Donald Trump's administration and his bullying arrogance has been pretty much a train wreck.


His campaign vow to “build the wall” (that Mexico was going to pay for!) is under construction, as funding for the massive project continues to circulate through Congress and the courts. 

Trump touts a great economy, but actually he inherited a pretty strong one, pulled from the brink of disaster by his predecessor, President Obama. No doubt Trump deserves credit for building on Obama’s success. He’s also given Twitter a boost with his incessant, and often insensitive posts — that have some calling him the Commander-in-Tweet.

Whether the impeachment train sputters and finally derails in the Senate as expected, history will judge Trump and his entire administration through the prism.of impeachment. 

Trial or not, he will wear impeachment like a proverbial scarlet letter as only the third president in our history to be impeached

Despite his brashness, and new way of doing business, impeachment unfortunately will be his most enduring legacy. 

That has to hurt, especially since he is only three years into his first term. Trump supporters argue that impeachment was on Democrats’ radar even before the president was sworn in, and the levying of impeachment charges a way to reclaim the 2016, election and deny him a second term in 2020. But they deny the litany of guilty verdicts, since day one of his administraton and the subsequent jail sentences given to Trump associates.  

But, watching so many of Trump's friends, employees and associates being handed prison sentences for their criminal activities has to also hurt, even if just a little. 

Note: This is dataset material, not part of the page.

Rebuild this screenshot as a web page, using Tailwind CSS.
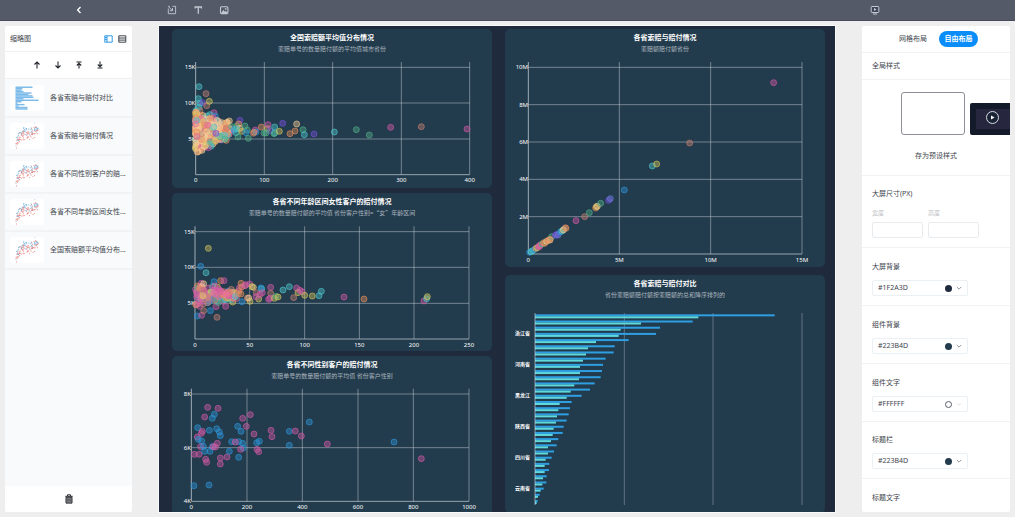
<!DOCTYPE html>
<html lang="zh-CN">
<head>
<meta charset="utf-8">
<title>大屏编辑器</title>
<script src="https://cdn.jsdelivr.net/npm/@tailwindcss/browser@4"></script>
</head>
<body class="flex h-screen flex-col overflow-hidden bg-[#eeeeee] font-['Noto_Sans','Noto_Sans_CJK_SC',sans-serif] text-[7px] leading-[10px] text-[#40454d]">

<header class="flex h-[21px] shrink-0 items-center border-b border-[#484b5a] bg-[#545a67] pr-[135px] pl-[75px] text-[#c3c9d3]">
  <button aria-label="返回" class="mr-[84px] text-white"><svg class="size-2" viewBox="0 0 8 8" fill="none" stroke="currentColor" stroke-width="1.3"><path d="M5.5 1 2.6 4l2.9 3"/></svg></button>
  <div class="flex items-center gap-4">
    <button aria-label="组件"><svg class="size-[10px]" viewBox="0 0 10 10" fill="none" stroke="currentColor" stroke-width=".9"><path d="M2.800 1.300H1.300M1.300 3.500v5.200h7.300V1.300H5.500M1.300 1.500l3.900 3.900M5.500 3v2.700H2.800"/></svg></button>
    <button aria-label="文本"><svg class="size-[10px]" viewBox="0 0 10 10" fill="none" stroke="currentColor" stroke-width="1.3"><path d="M2.200 3.400V2h6.200v1.400M5.300 2v6.800"/></svg></button>
    <button aria-label="图片"><svg class="size-[10px]" viewBox="0 0 10 10" fill="none" stroke="currentColor" stroke-width="1.100"><rect x="1.500" y="1.800" width="7.400" height="6.800" rx="1"/><path d="m2.200 8 2.100-3 1.600 1.700 1-1L8.600 8z" fill="currentColor" stroke="none"/><circle cx="6.700" cy="3.900" r=".8" fill="currentColor" stroke="none"/></svg></button>
  </div>
  <button aria-label="预览" class="ml-auto"><svg class="size-[10px]" viewBox="0 0 10 10" fill="none" stroke="currentColor"><rect x="1.200" y="1.500" width="7.600" height="6" rx=".8" fill="#3f4657"/><path d="M3 9h4" /><path d="m4 3 2.600 1.500L4 6z" fill="currentColor" stroke="none"/></svg></button>
</header>

<main class="flex min-h-0 flex-1 gap-[27px] px-[5px] pt-[5px] pb-[5px]">

  <aside class="flex w-[127px] shrink-0 flex-col overflow-hidden rounded-[2px] bg-white">
    <div class="flex h-[26px] shrink-0 items-center border-b border-[#eff1f2] px-[5px]">
      <h1>缩略图</h1>
      <button aria-label="缩略图视图" class="ml-auto text-[#2f9be8]"><svg class="h-[8px] w-[9px]" viewBox="0 0 9 8" fill="none" stroke="currentColor"><path d="M.8.8h7.400v6.400H.8zM3 .8v6.400M1 2.600h2M1 4.600h2"/></svg></button>
      <button aria-label="列表视图" class="ml-[5px]"><svg class="h-[8px] w-[9px]" viewBox="0 0 9 8" fill="none" stroke="currentColor"><path d="M.8.8h7v6.400h-7zM.8 3h7M.8 5.100h7"/></svg></button>
    </div>
    <div class="flex h-[27px] shrink-0 items-center justify-center gap-[13px] border-b border-[#eff1f2] text-[#22262c]">
      <button aria-label="上移一层"><svg class="size-2" viewBox="0 0 8 8" fill="none" stroke="currentColor" stroke-width="1.100"><path d="M4 7.500V1M1.500 3.500 4 1l2.500 2.500"/></svg></button>
      <button aria-label="下移一层"><svg class="size-2" viewBox="0 0 8 8" fill="none" stroke="currentColor" stroke-width="1.100"><path d="M4 .5V7M1.500 4.500 4 7l2.500-2.500"/></svg></button>
      <button aria-label="置顶"><svg class="size-2" viewBox="0 0 8 8" fill="none" stroke="currentColor" stroke-width="1.100"><path d="M4 7.500V2M1.800 4.500 4 2.200l2.200 2.300M1.500 1h5"/></svg></button>
      <button aria-label="置底"><svg class="size-2" viewBox="0 0 8 8" fill="none" stroke="currentColor" stroke-width="1.100"><path d="M4 .5V6M1.800 3.500 4 5.800l2.200-2.300M1.500 7h5"/></svg></button>
    </div>
    <ul class="flex-1 overflow-hidden bg-[#f8fafb] pt-px">
      <li><button class="flex h-[38px] w-full items-center gap-[6px] border-b-2 border-[#f1f3f4] pl-[5px]"><svg data-thumb="bar" class="h-[26px] w-[34px] shrink-0 rounded-[3px] bg-white" viewBox="0 0 34 26"></svg>各省索赔与赔付对比</button></li>
      <li><button class="flex h-[38px] w-full items-center gap-[6px] border-b-2 border-[#f1f3f4] pl-[5px]"><svg data-thumb="scatter" class="h-[26px] w-[34px] shrink-0 rounded-[3px] bg-white" viewBox="0 0 34 26"></svg>各省索赔与赔付情况</button></li>
      <li><button class="flex h-[38px] w-full items-center gap-[6px] border-b-2 border-[#f1f3f4] pl-[5px]"><svg data-thumb="scatter" class="h-[26px] w-[34px] shrink-0 rounded-[3px] bg-white" viewBox="0 0 34 26"></svg>各省不同性别客户的赔...</button></li>
      <li><button class="flex h-[38px] w-full items-center gap-[6px] border-b-2 border-[#f1f3f4] pl-[5px]"><svg data-thumb="scatter" class="h-[26px] w-[34px] shrink-0 rounded-[3px] bg-white" viewBox="0 0 34 26"></svg>各省不同年龄区间女性...</button></li>
      <li><button class="flex h-[38px] w-full items-center gap-[6px] border-b-2 border-[#f1f3f4] pl-[5px]"><svg data-thumb="scatter" class="h-[26px] w-[34px] shrink-0 rounded-[3px] bg-white" viewBox="0 0 34 26"></svg>全国索赔额平均值分布...</button></li>
    </ul>
    <div class="flex h-[26px] shrink-0 items-center justify-center">
      <button aria-label="删除"><svg class="h-[10px] w-[8px]" viewBox="0 0 8 10" fill="none" stroke="#2b2d33"><path d="M.3 2.300h7.400M2.500 2V.8h3V2"/><path d="M1 3.200h6v5.900H1z" fill="#8a8c92"/><path d="M3 4.500v3M5 4.500v3" stroke-width=".8"/></svg></button>
    </div>
  </aside>

  <section aria-label="画布" class="flex min-w-0 flex-1 items-start gap-[13px] overflow-hidden bg-[#1f2a3d] pt-[3px] pr-[10px] pl-[13px] outline outline-[#fafafa]">
    <div class="flex min-w-0 flex-1 flex-col gap-[5px]">
      <article class="overflow-hidden rounded-[5px] bg-[#223b4d]">
        <div class="h-[26px] pt-[4px] text-center"><h2 class="font-bold text-white">全国索赔额平均值分布情况</h2><p class="text-[6px] leading-[12px] text-[#aab5be]">索赔单号的数量赔付额的平均值城市省份</p></div>
        <svg id="city" class="block w-full" viewBox="36 105 960 399"></svg>
      </article>
      <article class="overflow-hidden rounded-[5px] bg-[#223b4d]">
        <div class="h-[26px] pt-[4px] text-center"><h2 class="font-bold text-white">各省不同年龄区间女性客户的赔付情况</h2><p class="font-['Noto_Sans_CJK_SC',sans-serif] text-[6px] leading-[12px] text-[#aab5be]">索赔单号的数量赔付额的平均值 省份客户性别=“女”年龄区间</p></div>
        <svg id="age" class="block w-full" viewBox="36 93 960 396"></svg>
      </article>
      <article class="overflow-hidden rounded-[5px] bg-[#223b4d]">
        <div class="h-[26px] pt-[4px] text-center"><h2 class="font-bold text-white">各省不同性别客户的赔付情况</h2><p class="text-[6px] leading-[12px] text-[#aab5be]">索赔单号的数量赔付额的平均值 省份客户性别</p></div>
        <svg id="gender" class="block w-full" viewBox="36 96 960 399"></svg>
      </article>
    </div>
    <div class="flex min-w-0 flex-1 flex-col gap-2">
      <article class="overflow-hidden rounded-[5px] bg-[#223b4d]">
        <div class="h-[26px] pt-[4px] text-center"><h2 class="font-bold text-white">各省索赔与赔付情况</h2><p class="text-[6px] leading-[12px] text-[#aab5be]">索赔额赔付额省份</p></div>
        <svg id="province" class="block w-full" viewBox="15 105 960 636"></svg>
      </article>
      <article class="overflow-hidden rounded-[5px] bg-[#223b4d]">
        <div class="h-[26px] pt-[4px] text-center"><h2 class="font-bold text-white">各省索赔与赔付对比</h2><p class="text-[6px] leading-[12px] text-[#aab5be]">省份索赔额赔付额按索赔额的总和降序排列的</p></div>
        <svg id="compare" class="block w-full" viewBox="15 93 960 636"></svg>
      </article>
    </div>
  </section>

  <aside class="w-[148px] shrink-0 overflow-hidden rounded-[2px] bg-white">
    <div class="flex h-[27px] items-center border-b border-[#f0f3f5] pl-[37px]">
      <button>网格布局</button>
      <button class="ml-[12px] h-4 w-[39px] rounded-full bg-[#0a8df8] font-bold text-white">自由布局</button>
    </div>
    <h2 class="flex h-[27px] items-center border-b border-[#f0f3f5] pl-[10px]">全局样式</h2>
    <div class="h-[96px] border-b border-[#f0f3f5] pt-[12px]">
      <div class="flex items-end gap-[5px] pl-[39px]">
        <button aria-label="浅色样式" class="h-[43px] w-[64px] shrink-0 rounded-[3px] border border-[#8d8f96] bg-white"></button>
        <button aria-label="深色样式" class="flex h-[32px] w-[64px] shrink-0 rounded-[2px] bg-[#131b2b] p-[6px]"><svg class="h-[20px] w-full bg-[#26273f]" viewBox="0 0 52 20"><circle cx="16.500" cy="8.500" r="6" fill="#1b2436" stroke="#d8dde2"/><path d="m15 6.500 3.500 2-3.500 2z" fill="#fff"/></svg></button>
      </div>
      <div class="mt-4 text-center"><button>存为预设样式</button></div>
    </div>
    <fieldset class="h-[72px] border-b border-[#f0f3f5] px-[10px] pt-[13px]">
      <legend class="float-left w-full">大屏尺寸(PX)</legend>
      <div class="clear-both flex gap-[5px] pt-[9px] text-[6px] text-[#b9bdc2]">
        <label class="w-[51px]">宽度<input class="mt-[4px] block h-4 w-full rounded-[2px] border border-[#e9ecef] px-1"></label>
        <label class="w-[51px]">高度<input class="mt-[4px] block h-4 w-full rounded-[2px] border border-[#e9ecef] px-1"></label>
      </div>
    </fieldset>
    <div class="h-[58px] border-b border-[#f0f3f5] px-[10px] pt-[14px]">
      <label for="c1">大屏背景</label>
      <div class="mt-2 flex h-4 w-[96px] items-center rounded-[2px] border border-[#ebf0f4] px-[5px]"><select id="c1" class="min-w-0 flex-1 appearance-none"><option>#1F2A3D</option></select><span class="size-[7px] rounded-full bg-[#1f2a3d]"></span><svg class="ml-[4px] size-[6px]" viewBox="0 0 6 6" fill="none" stroke="#8f959c"><path d="m.8 2 2.200 2.200L5.200 2"/></svg></div>
    </div>
    <div class="h-[58px] border-b border-[#f0f3f5] px-[10px] pt-[14px]">
      <label for="c2">组件背景</label>
      <div class="mt-2 flex h-4 w-[96px] items-center rounded-[2px] border border-[#ebf0f4] px-[5px]"><select id="c2" class="min-w-0 flex-1 appearance-none"><option>#223B4D</option></select><span class="size-[7px] rounded-full bg-[#223b4d]"></span><svg class="ml-[4px] size-[6px]" viewBox="0 0 6 6" fill="none" stroke="#8f959c"><path d="m.8 2 2.200 2.200L5.200 2"/></svg></div>
    </div>
    <div class="h-[58px] border-b border-[#f0f3f5] px-[10px] pt-[14px]">
      <label for="c3">组件文字</label>
      <div class="mt-2 flex h-4 w-[96px] items-center rounded-[2px] border border-[#ebf0f4] px-[5px]"><select id="c3" class="min-w-0 flex-1 appearance-none"><option>#FFFFFF</option></select><span class="size-[7px] rounded-full border border-[#5a5f66] bg-white"></span><svg class="ml-[4px] size-[6px]" viewBox="0 0 6 6" fill="none" stroke="#e2e5e8"><path d="m.8 2 2.200 2.200L5.200 2"/></svg></div>
    </div>
    <div class="h-[57px] border-b border-[#f0f3f5] px-[10px] pt-[13px]">
      <label for="c4">标题栏</label>
      <div class="mt-2 flex h-4 w-[96px] items-center rounded-[2px] border border-[#ebf0f4] px-[5px]"><select id="c4" class="min-w-0 flex-1 appearance-none"><option>#223B4D</option></select><span class="size-[7px] rounded-full bg-[#223b4d]"></span><svg class="ml-[4px] size-[6px]" viewBox="0 0 6 6" fill="none" stroke="#8f959c"><path d="m.8 2 2.200 2.200L5.200 2"/></svg></div>
    </div>
    <h3 class="px-[10px] pt-[14px]">标题文字</h3>
  </aside>
</main>

<script>
// Charts are drawn in a space of three units per CSS pixel.
const NS = 'http://www.w3.org/2000/svg';
const C = {b:'#2f96d8',t:'#4fc8cc',m:'#d35aa8',o:'#e8905a',s:'#c88070',y:'#d6c65c',g:'#54b088',p:'#7a50dc',c:'#f6cd92',k:'#e8719c',v:'#6f7fe0'};
let seed = 7;
const rnd = () => (seed = (seed * 16807) % 2147483647) / 2147483647;
function add(svg, tag, attrs, text) {
  const e = document.createElementNS(NS, tag);
  for (const k in attrs) e.setAttribute(k, attrs[k]);
  if (text) e.textContent = text;
  svg.appendChild(e);
}
function line(svg, x1, y1, x2, y2, o) {
  add(svg, 'line', {x1, y1, x2, y2, stroke: '#d5dee4', 'stroke-width': 3, 'stroke-opacity': o});
}
function label(svg, x, y, anchor, text, size) {
  add(svg, 'text', {x, y, 'text-anchor': anchor, 'dominant-baseline': 'central', fill: '#fff', 'font-size': size || 18, 'font-weight': size ? 700 : 400}, text);
}
function axes(svg, xs, ys, top) {
  const x0 = xs[0][0], x1 = xs[xs.length - 1][0], y0 = ys[0][0];
  ys.forEach(([y], i) => line(svg, x0, y, x1, y, i ? .45 : .65));
  xs.forEach(([x], i) => line(svg, x, top, x, y0, i ? .45 : .7));
  xs.forEach(([x, t]) => label(svg, x, y0 + 17, 'middle', t));
  ys.forEach(([y, t]) => t && label(svg, x0 - 1, y, 'end', t));
}
function dots(svg, data) {
  data.trim().split(/\s+/).forEach(d => {
    const [x, y, c] = d.split(',');
    dot(svg, x, y, C[c], .42);
  });
}
function dot(svg, cx, cy, color, o) {
  add(svg, 'circle', {cx, cy, r: 9, fill: color, 'fill-opacity': o, stroke: color, 'stroke-width': 2.5, 'stroke-opacity': o + .3});
}
// Dense group of readings that starts at x0 and thins out towards `reach`.
function cloud(svg, n, x0, power, yc, up, down, reach, palette) {
  for (let i = 0; i < n; i++) {
    const f = Math.pow(rnd(), power);
    const r = rnd() + rnd() - 1;
    dot(svg, x0 + f * reach, yc + r * (r < 0 ? up : down) * (1 - f * .6), C[palette[Math.floor(rnd() * palette.length)]], .42);
  }
}

const city = document.getElementById('city');
axes(city, [[107,'0'],[313,'100'],[518,'200'],[724,'300'],[929,'400']], [[464],[357,'5K'],[249,'10K'],[142,'15K']], 126);
dots(city, '117,200,t 138,221,s 115,236,t 119,250,t 128,248,p 140,257,s 148,244,y 117,262,t 120,272,s 162,278,m 150,284,t 166,288,b 160,294,m 240,301,p 183,312,p 170,306,b');
cloud(city, 80, 109, 1.7, 330, 60, 64, 105, 'tbkgtkpmt');
cloud(city, 180, 107, 2.2, 332, 64, 74, 105, 'occockycosctck');
dots(city, '118,393,o 126,391,c 113,396,c 145,383,m 133,378,c 138,374,y 152,366,g 166,362,y 195,357,g 180,350,g 168,340,p 196,312,o 208,303,c 200,325,s 215,320,g 222,330,b 230,318,g 236,312,o 240,325,c 228,338,t 230,326,t 245,334,y 234,351,g 255,318,g 262,330,g 258,338,b 265,355,g 286,330,m 280,340,s 288,336,b 282,337,o 304,321,o 322,326,y 324,314,m 330,332,p 312,339,g 318,339,g 344,321,t 344,339,t 342,341,g 358,334,y 368,310,p 390,341,o 405,333,o 410,312,c 429,329,g 433,344,t 462,342,p 523,336,t 589,329,g 628,345,g 692,322,m 784,320,s 921,327,m');

const age = document.getElementById('age');
axes(age, [[105,'0'],[269,'50'],[434,'100'],[598,'150'],[762,'200'],[927,'250']], [[453],[346,'5K'],[238,'10K'],[131,'15K']], 115);
dots(age, '145,181,y 122,235,b 138,254,t 162,281,b 182,278,o 192,278,m 124,286,m 112,294,o 172,297,y 112,384,b 125,382,m 131,368,s 151,368,b 171,388,s 197,355,m 168,356,m 119,355,m 188,340,m 218,342,y');
cloud(age, 42, 107, 1, 322, 42, 44, 110, 'btmtbg');
cloud(age, 62, 107, 1.100, 320, 40, 40, 125, 'omkcmymosk');
dots(age, '214,304,s 226,326,t 237,308,o 243,286,o 238,300,m 245,297,o 255,293,k 269,288,m 236,316,s 246,341,b 257,290,m 280,298,c 276,296,y 243,318,o 262,330,s 270,340,y 266,330,c 289,314,s 296,333,y 305,302,t 303,300,b 288,326,m 300,320,m 307,314,m 332,298,m 332,316,s 330,331,m 326,334,m 343,331,y 348,325,g 354,327,y 369,306,t 388,296,t 401,329,s 410,300,m 414,314,y 420,307,m 426,311,m 434,322,y 457,324,y 477,323,t 484,310,t 552,327,m 612,333,o 792,339,m 800,332,t 802,326,y');

const gender = document.getElementById('gender');
axes(gender, [[94,'0'],[261,'200'],[427,'400'],[594,'600'],[760,'800'],[927,'1000']], [[454,'4K'],[293,'6K'],[132,'8K']], 116);
dots(gender, '143,172,m 174,175,m 163,193,b 157,205,b 134,201,m 271,194,m 248,205,m 113,233,b 148,241,b 170,236,b 127,244,m 124,250,m 112,261,m 178,246,b 181,257,b 115,268,b 125,273,b 233,229,b 259,229,m 243,244,b 282,252,m 333,241,m 336,260,m 388,244,b 406,243,m 448,216,b 424,258,m 388,286,b 502,282,m 702,276,b 784,326,m 122,290,m 130,289,b 134,304,b 150,304,b 157,290,b 172,280,m 166,291,m 160,290,m 103,313,m 117,313,m 137,328,m 140,337,m 181,324,m 201,321,m 181,342,m 208,304,b 236,322,b 215,275,b 236,275,b 226,276,m 248,280,b 250,294,b 242,298,m 290,278,b 298,274,b 291,298,m 296,305,m 102,407,b 147,405,b');

const province = document.getElementById('province');
axes(province, [[85,'0'],[358,'5M'],[632,'10M'],[906,'15M']], [[702],[590,'2M'],[478,'4M'],[366,'6M'],[254,'8M'],[142,'10M']], 126);
dots(province, '89,697,b 93,695,t 98,692,t 104,688,b 108,685,o 112,683,y 116,679,m 121,675,k 118,680,m 126,672,g 131,668,o 134,670,o 140,664,c 145,661,o 150,660,c 155,650,g 150,658,o 166,646,p 171,643,p 174,645,v 181,636,b 186,633,t 191,628,g 196,623,s 190,630,c 198,625,o 228,602,m 254,590,s 268,578,g 287,564,o 289,560,y 292,559,c 302,550,g 326,541,p 331,536,v 373,510,b 457,438,t 470,432,y 569,369,s 821,188,m');

const compare = document.getElementById('compare');
const claims = [824,578,480,468,386,344,341,317,309,306,302,284,270,245,215,210,206,200,191,188,175,170,162,155,148,147,140,139,131,119,113];
const paid = [595,423,362,356,288,264,258,249,240,240,237,223,212,200,179,175,171,168,161,158,153,144,144,137,134,134,129,127,122,114,110];
[373,639,906].forEach(x => line(compare, x, 129, x, 705, .35));
claims.forEach((x, i) => {
  const y = 133 + i * 18.57;
  add(compare, 'rect', {x: 105, y, width: x - 105, height: 6, fill: '#2f9fe2'});
  add(compare, 'rect', {x: 105, y: y + 6, width: paid[i] - 105, height: 6, fill: '#5fd9dc'});
});
line(compare, 105, 129, 105, 705, .6);
['浙江省','河南省','黑龙江','陕西省','四川省','云南省'].forEach((t, i) => label(compare, 90, 190 + i * 92.8, 'end', t, 15));

document.querySelectorAll('[data-thumb=bar]').forEach(s => {
  [17,7,6,8,16,13,17,18,8,23,6,2,9,3,12,12].forEach((w, i) => add(s, 'rect', {x: 5.5, y: 1.500 + i * 1.450, width: w, height: 1.450, fill: '#7cbbea'}));
});
// Both series climb from the lower left; the red one lies below the blue one.
document.querySelectorAll('[data-thumb=scatter]').forEach(s => {
  seed = 41;
  for (let i = 0; i < 130; i++) {
    const t = rnd(), blue = rnd() < .5;
    const x = 6 + t * 22;
    const y = (blue ? 14 : 18) - 9 * Math.sqrt(t) + (rnd() + rnd() - 1) * 6 + (t < .15 ? 4 : 0);
    add(s, 'circle', {cx: x, cy: y, r: .6, fill: blue ? '#7ab6df' : '#e8827c', 'fill-opacity': .8});
  }
});
</script>
</body>
</html>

At the very least, it leaves a not so favorable impression of the president as a member of a “birds of a feather, flock together” crew that includes former campaign chairman Paul Manafort, ex national security adviser Michael Flynn, political adviser Roger Stone and longtime attorney Michael Cohen. While conventional wisdom is that Trump is sure to pardon most of them, the public and history will not. They, too, as well as their shenanigans will also be part of Trump’s legacy.

Sure to be debated ad nauseum, in the next few weeks and months, is whether the president’s actions rise to the “high crimes and misdemeanors” status warranting impeachment. I have to admit, I pondered that as well and in a previous column I wondered whether censure might be the right course of action. 

Either way, impeachment or censure, neither is a good look for a president’s record

I do think acting chief of staff Mick Mulvaney said it best when he stunned reporters by admitting that quid pro quo happens. Perhaps, — but not so blatantly, "though". I think most can agree that this situation was poorly executed, to say the least. I don’t think there can be much dissent about the messy way all this was handled by the president and many of the president’s men.

I feel sorry that President Trump either didn’t know better or just didn’t care.